Quando fechou os seus últimos reatores nucleares, em abril deste ano, a Alemanha passou a ter de queimar (muito) mais gás e carvão para compensar as perdas na produção de eletricidade. Além disso, passou a ter de comprar energia elétrica aos seus vizinhos, sobretudo a França – energia essa produzida, na sua maioria, ironicamente, por centrais nucleares.
Esta decisão, tomada na sequência do acidente nuclear de Fukushima, em 2011, obrigou ao aumento das importações de combustíveis fósseis (carvão e gás), e numa altura em que estes se encontram a preços muito elevados, o que decorre, em grande parte, da invasão russa da Ucrânia, pressionando a indústria germânica, que paga hoje 160% mais pela eletricidade do que pagava em 2019, antes da pandemia.
Mas o encerramento dos reatores está também a ter impactos tremendos no clima, devido ao aumento das emissões de dióxido de carbono resultantes da queima de carvão (a energia nuclear não emite gases com efeito de estufa). Durante o verão, a energia solar foi suficiente para cobrir as perdas do nuclear, mas no inverno – o primeiro em décadas no país sem energia nuclear própria – a produção fotovoltaica será mínima, o que obrigará à queima de milhões de toneladas de carvão.
Face aos efeitos negativos do descomissionamento das centrais que se estão a verificar, a organização não governamental RePlanet lançou, esta sexta-feira, uma petição para “Reiniciar a energia nuclear alemã”https://www.replanet.ngo/germannuclearrestart.

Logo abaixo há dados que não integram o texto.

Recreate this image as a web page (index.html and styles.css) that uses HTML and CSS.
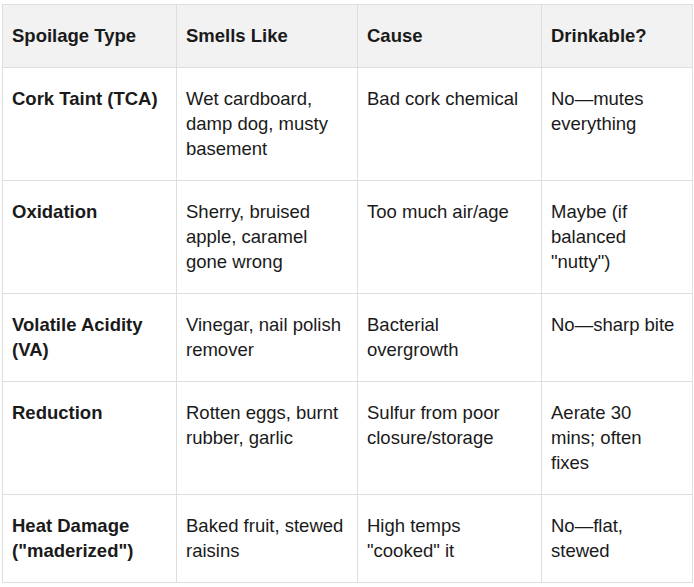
FILE: index.html
```html
<!DOCTYPE html>
<html>
<head>
<meta charset="utf-8">
<link rel="stylesheet" href="styles.css">
</head>
<body>
<div class="wrap">
<table class="spoil">
  <colgroup>
    <col class="c1"><col class="c2"><col class="c3"><col class="c4">
  </colgroup>
  <thead>
    <tr><th>Spoilage Type</th><th>Smells Like</th><th>Cause</th><th>Drinkable?</th></tr>
  </thead>
  <tbody>
    <tr><td class="name">Cork Taint (TCA)</td><td>Wet cardboard, damp dog, musty basement</td><td>Bad cork chemical</td><td>No—mutes everything</td></tr>
    <tr><td class="name">Oxidation</td><td>Sherry, bruised apple, caramel gone wrong</td><td>Too much air/age</td><td>Maybe (if balanced "nutty")</td></tr>
    <tr><td class="name">Volatile Acidity (VA)</td><td>Vinegar, nail polish remover</td><td>Bacterial overgrowth</td><td>No—sharp bite</td></tr>
    <tr><td class="name">Reduction</td><td>Rotten eggs, burnt rubber, garlic</td><td>Sulfur from poor closure/storage</td><td>Aerate 30 mins; often fixes</td></tr>
    <tr><td class="name">Heat Damage ("maderized")</td><td>Baked fruit, stewed raisins</td><td>High temps "cooked" it</td><td>No—flat, stewed</td></tr>
  </tbody>
</table>
</div>
</body>
</html>
```
FILE: styles.css
```css
html, body {
  margin: 0;
  padding: 0;
  background: #ffffff;
}
.wrap {
  padding: 4px 0 0 2px;
}
.spoil {
  border-collapse: collapse;
  table-layout: fixed;
  width: 690px;
  font-family: "Liberation Sans", Arial, sans-serif;
  font-size: 18.5px;
  line-height: 25px;
  color: #1a1a1a;
}
.c1 { width: 174px; }
.c2 { width: 181px; }
.c3 { width: 184px; }
.c4 { width: 151px; }
.spoil th,
.spoil td {
  border: 1px solid #dedede;
  padding: 18px 10px 19px 9px;
  text-align: left;
  vertical-align: top;
}
.spoil th:last-child,
.spoil td:last-child {
  padding-right: 14px;
}
.spoil th {
  background: #f2f2f2;
  font-weight: bold;
}
.spoil td.name {
  font-weight: bold;
}
```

“É uma emergência climática!”, lê-se na página da campanha. “O inverno levará a Alemanha a consumir mais carvão e gás. No entanto, a Alemanha tem seis reatores que podem ser reiniciados em pouco tempo para produzir eletricidade com baixo teor de carbono… A eliminação progressiva da energia nuclear alemã foi um desastre para a Alemanha, visto que o país não conseguiu atingir os seus objetivos climáticos, impactando gravemente a indústria e causando elevados custos de energia desnecessários e socialmente injustos para os consumidores.”
A associação internacional, que tem uma delegação em Portugal, sublinha que, já em abril, no mês do encerramento dos reatores que ainda restavam, 25 cientistas, entre os quais dois prémios Nobel da Física, assinaram uma carta aberta pedindo ao governo alemão que mantivesse os reactores nucleares em funcionamento “para aliviar a crise energética e ajudar a alcançar as metas climáticas da Alemanha”.
Na base da petição, encontra-se um relatório a concluir que, ao contrário do que tem sido veiculado, é relativamente fácil e rápido (em alguns casos, em apenas nove meses) reativar as centrais nucleares encerradas. O mesmo relatório, publicado em julho, diz que dois terços dos alemães são favoráveis à continuação da energia nuclear no país, de acordo com os resultados de um inquérito realizado a 11 de julho.
A análise estima ainda que, sem o fecho gradual dos reatores, a Alemanha teria conseguido produzir, o ano passado, 74% da sua eletricidade a partir de fontes sem emissões; em vez disso, ficou-se pelos 50%.
“Reiniciar oito dos reactores nucleares da Alemanha é possível e praticável”, remata o relatório, no sumário exercutivo. “Não foram identificados obstáculos intransponíveis. São necessárias decisões rápidas e consistentes a nível político e administrativo. O mais importante é decretar um congelamento das atividades de desmantelamento das centrais elétricas enquanto se aguardam alterações à Lei da Energia Nuclear. Os serviços públicos e os parceiros industriais devem então negociar contratos de compra de energia que apoiem o custo e o calendário dos reinícios.”
O encerramento das centrais e a necessidade de recorrer ao carvão não tem sido um tema pacífico na Alemanha. Em janeiro, a mina de Garzweiler foi alvo de grandes manifestações, para tentar impedir o alargamento. Atualmente, a mina produz 25 milhões de toneladas de carvão por ano, o que resulta na emissão de 40 milhões de toneladas de dióxido de carbono equivalente (62,5% das emissões totais de Portugal). Durante os protestos, a ativista sueca Greta Thunberg foi detida e identificada.